The following kinds of time zone names are recognized:
- city (eg "Berlin")
- international abbreviation (eg "CET")
- long name (eg "Central European Standard Time")
- short name (eg "GMT+1")
- offset name (eg "UTC+01:00")

As mentioned in my previous mail, the time zone names already are localized. For Korean, the code tells me that "중부유럽 표준시" would be recognized for CET. 

As for the syntax: We can not just write code that would parse real natural language queries for ~60 different languages. This is not a feasible thing to do in a runner plugin, and it was never meant to do that, not in the translated languages but not in English either. I can see how the current runner syntax gave that impression though so I'll try to explain how I intended it to work.

Runners use a simple syntax that gets triggered by keywords in combination with user input according to a pattern that is explained in the user help. The user help can be invoked by clicking on the "?" in KRunner and selecting from the plugin list, or typing "?" followed by the name of the plugin. Eg if you enter "?power" in KRunner, it will explain the query syntax for the power runner, amongst others that "screen brightness <percentage value>" can be used to set the screen brightness.
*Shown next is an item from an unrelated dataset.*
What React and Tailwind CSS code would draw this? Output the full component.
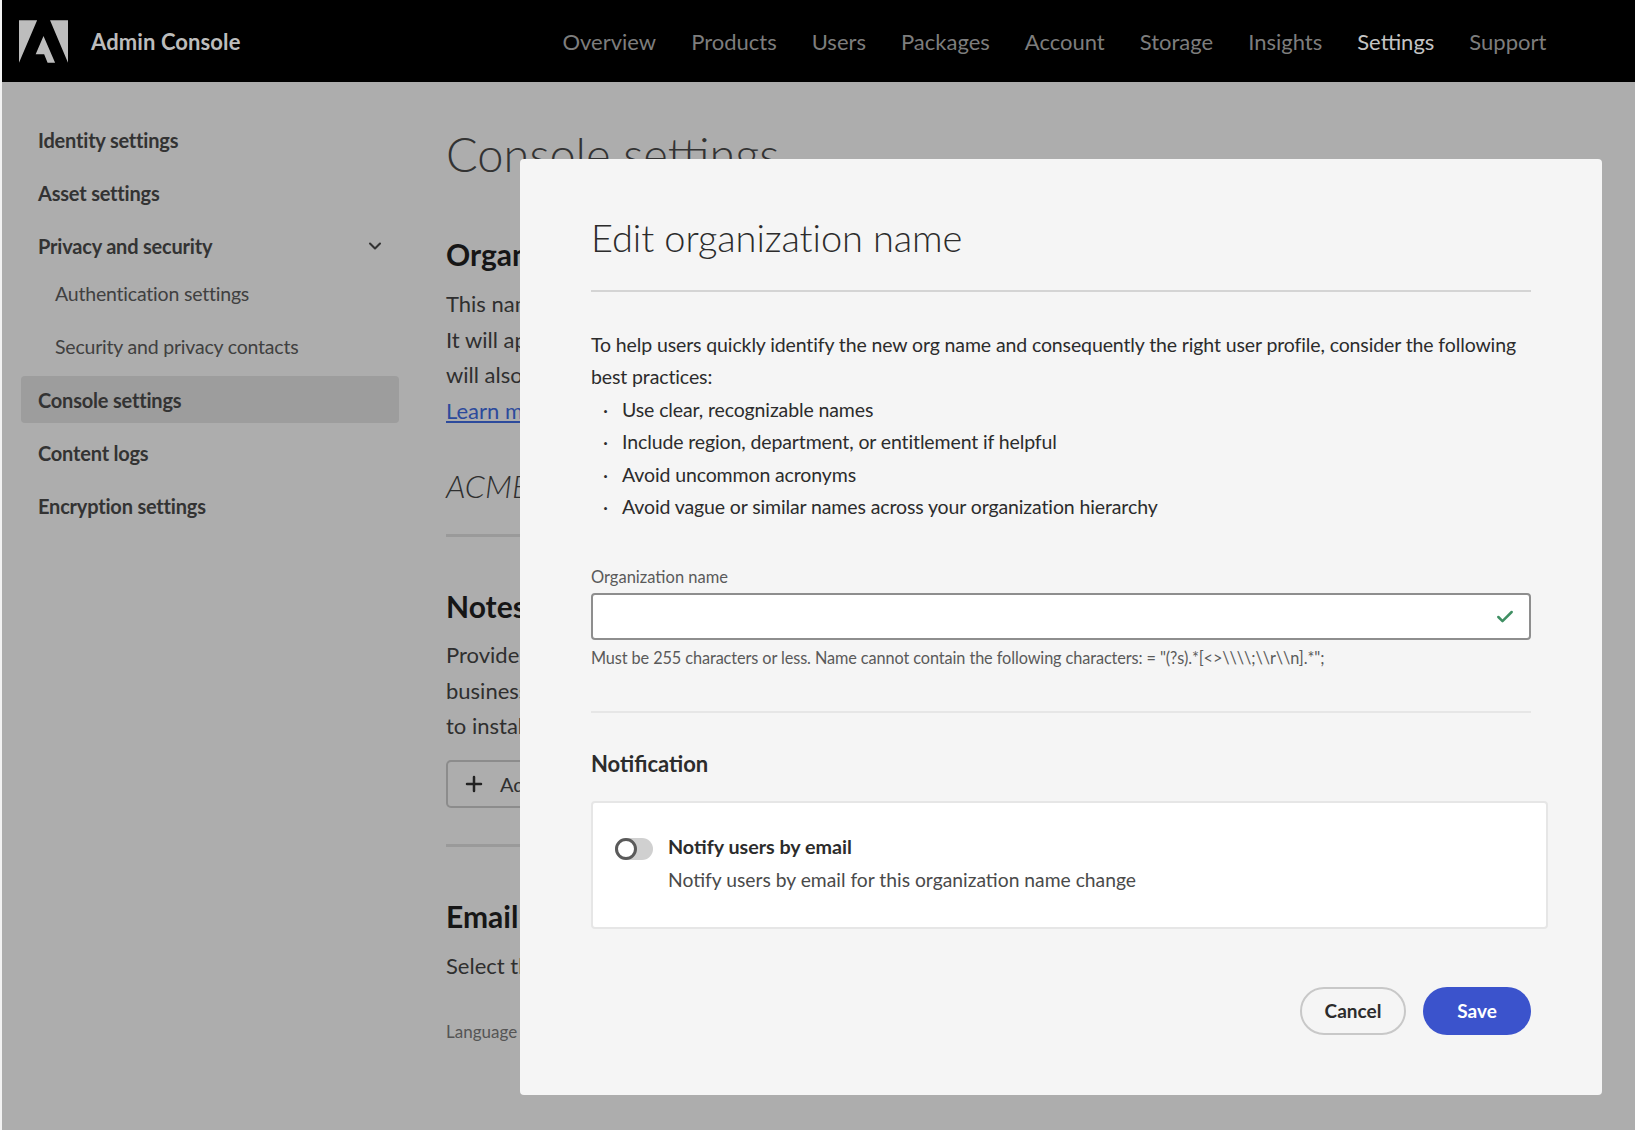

The "<" ">" are just to indicate that this is a placeholder where the user is supposed to insert a value like "10" and not literally type in the words "percentage value". This is the common way of writing placeholders in manuals, and I was assuming you were familiar with it; sorry if that caused confusion.

So, for example, you can type "screen brightness 10" in the power runner to set the screen brightness, or "dolphin close" in the windows runner to close a Dolphin window, or "time berlin" to display the current time in Berlin. Neither of these are proper phrases in English either. It's a simple fixed pattern that will work the same independently of the user language, and what is translated are the individual parts of the query; e.g. in Turkish you set the screen brightness by typing "ekran parlaklığı 10". The idea is the same for the time zone conversion.

While we can make fixed known strings available for translation so that the translators are free to provide the exact word order and inflection for that particular string, we can not do the same for user input, which can be anything. We can not have an arbitrary order of the parts in the query, or automatic different query parsing strategies for each individual language. The runner needs some way of knowing where one part starts and the other ends. The runner is not smart, it does not and can not understand natural language.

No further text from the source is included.